Avec Emler, Denis Badault fut le premier clavier de l’Orchestre National de Jazz en 1986, et François Jeanneau lui confiera même les clés de l’orchestre « Sur les marches de la piscine », une de ses compositions, à la rythmique d’airain, qui porte déjà fortement sa marque. Avec le fondateur du MegaOctet (et Emmanuel Bex), Denis Badault créera Les 3 Claviers, une de ses incursions dans les petites formes ; il avait déjà usé du trio avec François Verly et Yves Torchinsky dans Et Voilà, aussi en 1987. On le retrouvera également en quartet avec H3B quelques décennies plus tard, en compagnie de Tom Arthurs, Régis Huby et Sébastien Boisseau [1], mais aussi dans un très beau Triobado, avec Olivier Sens et François Merville, pour l’une des premières références du label Yolk Records. Plus récemment, le pianiste se produisait, histoire d’amitié supplémentaire, avec Éric Lareine pour un très beau duo dont Méloditions est l’album le plus récent. On y entendra une magnifique reprise de « Dans l’eau de la claire fontaine » qui résume assez simplement la douceur de l’écoute et le talent d’improvisation qui animait toujours Denis Badault.

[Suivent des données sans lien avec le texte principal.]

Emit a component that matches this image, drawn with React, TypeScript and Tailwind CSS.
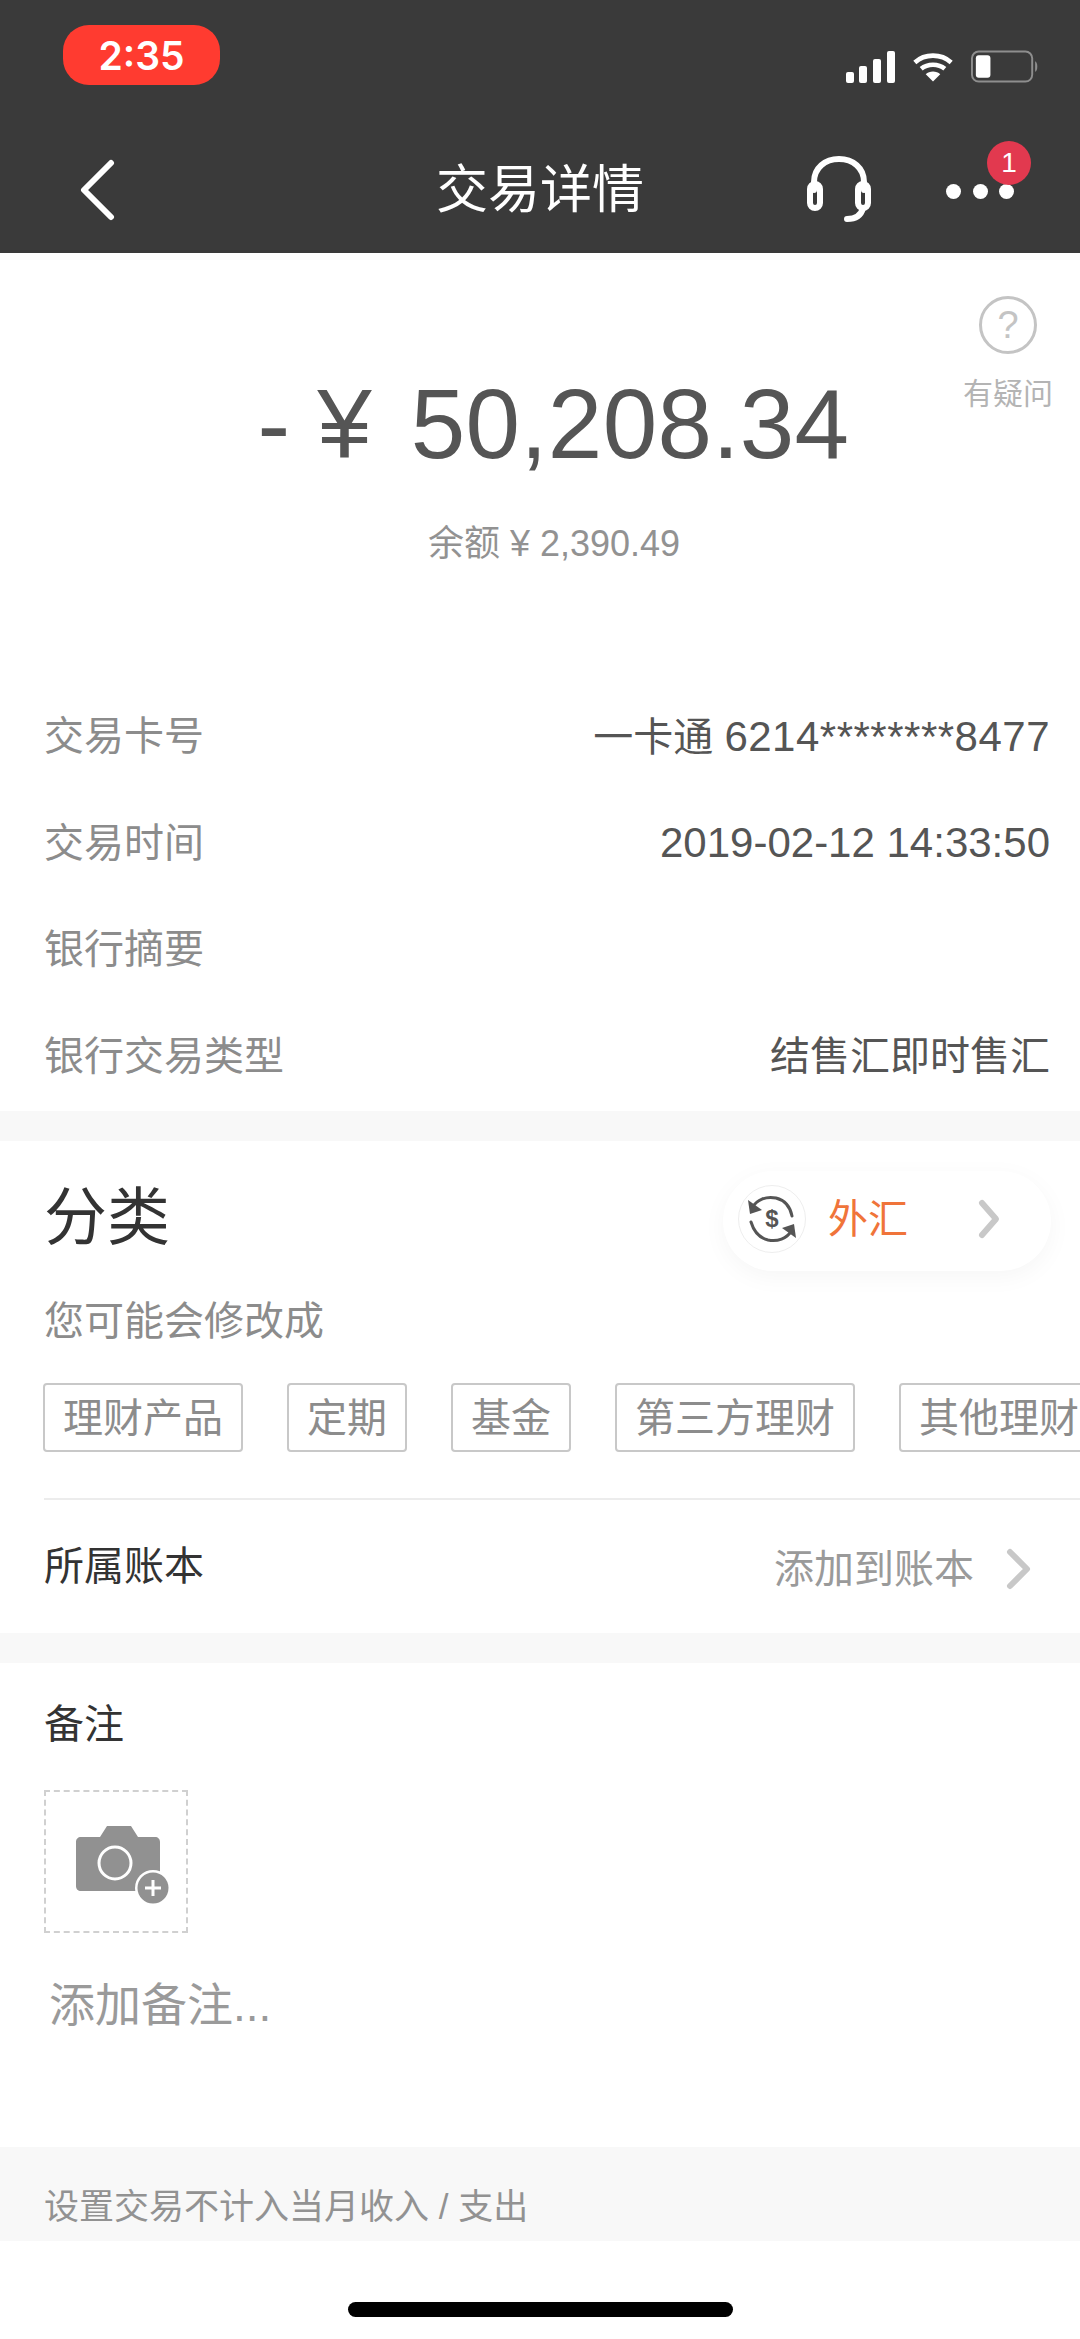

Mais l’histoire centrale de sa carrière restera sans conteste l’ONJ. L’histoire commence avec les débuts de cette institution en 1986 et se poursuivra jusque très récemment, puisqu’il dirigeait l’ONJ des jeunes en 2021-2022, avec notamment le trompettiste Pierre-Antoine Savoyat qui témoigne : « L’énergie et la générosité que Denis nous a offertes pendant toute la saison de l’Orchestre des Jeunes 2022, nous donnaient l’impression qu’il était invincible. Notre orchestre éphémère se sent quelque peu orphelin aujourd’hui ». Pour ce pédagogue reconnu et curieux de tout, ce qui l’a amené à collaborer avec des compagnies de danse notamment, cet ONJ jeunes correspondait pleinement à son approche artistique, à une douceur et une bienveillance soulignées dans de nombreux hommages spontanés. Son passage à la tête de l’ONJ de 1990 à 1994 marquera durablement l’histoire de l’orchestre. Il est sans conteste celui d’une réelle maturité et d’un affranchissement conscient de l’esthétique étasunienne pour lorgner davantage vers l’Europe. Le Vienna Art Orchestra s’y impose comme un modèle [2] et offrira à l’ONJ une indépendance et une vraie cohérence artistique.

Apôtre de la révolution faite en douceur, Denis Badault a d’abord cassé le fantasme du Big Band. Avec un instrumentarium qui permit aux cordes de prendre de l’importance, mais nous fit découvrir aussi la voix d’Élise Caron, qu’il a contribué à inscrire dans la belle histoire du jazz européen. Le disque À plus tard, sorti en 1992, est d’une modernité folle et la relecture de son morceau-titre, à l’occasion des 30 ans de l’ONJ, reste l’un des fleurons de cette longue histoire. Il renouera même avec les grandes figures de l’histoire du jazz transatlantique dans un très beau Monk Mingus Ellington. Depuis quelques années, le Sétois se produisait beaucoup en solo dans des improvisations autour de standards. L’occasion de prendre des trains, qui alimentaient les anecdotes qu’il contait avec une douce ironie. Sa disparition laisse un vide dans le paysage du jazz hexagonal, qui perd l’un de ses discrets piliers.